Pietà

XXVII settimana T.O. –

Certo il cuore dell’uomo – il nostro cuore! – non finisce mai di stupire. Giona, al colmo della sua collera per dover convertire se stesso prima di pretendere di farsi predicatore di conversione, arriva a rimproverare l’Altissimo di ciò di cui dovrebbe solo benedirlo e ringraziarlo: <perché so che tu sei un Dio misericordioso e pietoso, lento all’ira, di grande amore e che ti ravvedi riguardo al male minacciato> (Gn 4, 2). Non ci capiti di liquidare troppo in fretta la collera di Giona come se fosse qualcosa che non ci appartiene. Se, infatti, guardiamo con attenzione e onestà dentro il nostro cuore, ci rendiamo ben conto di quanto e di come non così raramente la pietà e la compassione ci turbano e, talora, persino ci indispettiscono. Al Signore non resta che mettere Giona in condizione di capire il suo cuore, facendogli provare in prima persona il dolore di una perdita. Quella della <pianta di ricino> (4, 6) ha tutta l’aria di essere una parabola nella parabola e vuole essere la sintesi di tutto il messaggio di questo libretto biblico con cui si tenta di aprire gli occhi dei figli di Israele su se stessi, liberandoli dalla tentazione di un esclusivismo saccente e spietato.

Le parole che il Signore Dio rivolge a Giona sono ancora oggi rivolte ad ogni comunità di fede che rischia di blindarsi invece di aprirsi: <Tu hai pietà per quella pianta di ricino per cui non ha fatto nessuna fatica e che tu non hai fatto spuntare, che in una notte è cresciuta e in una notte è perita! E io non dovrei avere pietà di Ninive…?> (4, 10-11). L’interrogazione che l’Altissimo presenta a Giona quasi per giustificare la compassione e la pietà potrebbe essere posta come esergo alla preghiera del Padre Nostro con cui il Signore Gesù risponde alla domanda di uno dei suoi discepoli al cui cuore troviamo questa esigentissima invocazione: <e perdona a noi i nostri peccati, anche noi infatti perdoniamo a ogni nostro debitore> (Lc 11, 4). L’evangelista Luca ci tiene a distinguere accuratamente quelli che sono i <nostri peccati> da ciò che abbiamo in sospeso con ogni <nostro debitore>!

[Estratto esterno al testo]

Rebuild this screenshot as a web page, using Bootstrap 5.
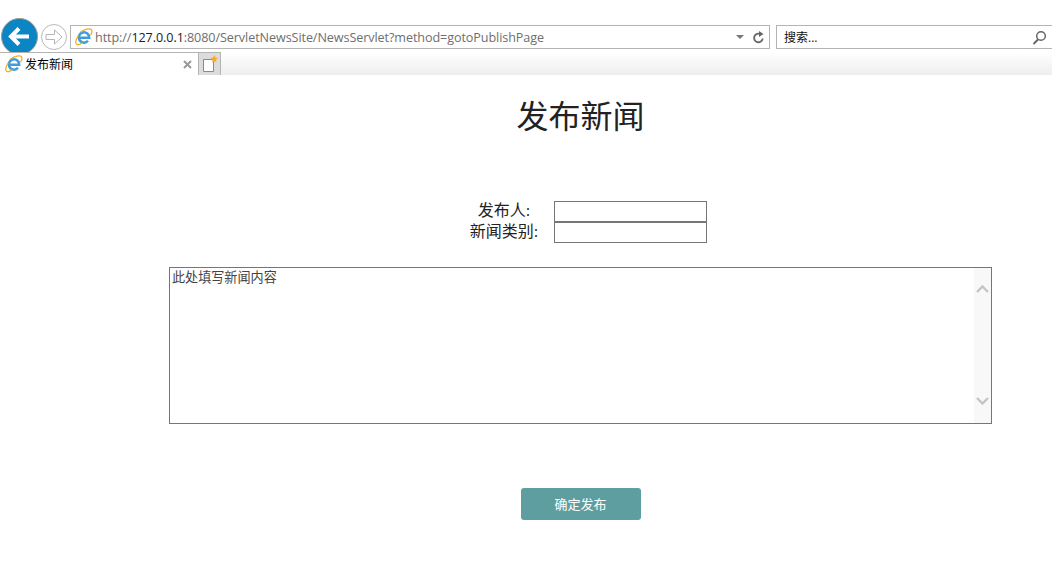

La preghiera così come ci viene insegnata dal Signore Gesù e di cui Egli è modello è un lavorare su se stessi per curare una relazione con Dio che ci curi dalle nostre derive e ci liberi dalle nostre paure. Quando preghiamo dicendo <e non abbandonarci alla tentazione> (11, 4), non dobbiamo pensare a chissà cosa, ma siamo chiamati ad interrogarci rigorosamente sulla memoria di questa distinzione fondamentale tra il <peccatore> che siamo e il <debitore> che abbiamo davanti a noi. Il pane <epiousion> che chiediamo con insistenza è un pane tanto quotidiano quanto raro. Si tratta, infatti, a partire da questo termine raro su cui dibattono gli specialisti si tratta del pane necessario alla sussistenza, ma può essere inteso pure come il pane <per oggi> o ancora il pane <per domani>. In una parola potremmo dire che è il pane della pietà che riceviamo e del perdono che sappiamo donare senza il quale la vita non sarebbe possibile. Come ricorda padre Radcliff: <Noi chiediamo perdono non perché siamo radicalmente cattivi, ma perché siamo fatto per ciò che è fuori da ogni attesa. Abbiamo bisogno del perdono, ma sappiamo che il perdono è dato ed è stato dato ben prima che noi avessimo peccato: dobbiamo solo accoglierlo>1.


1. T. RADCLIFF, Faites le plongeon, Cerf, Paris 2012, pp. 198-199.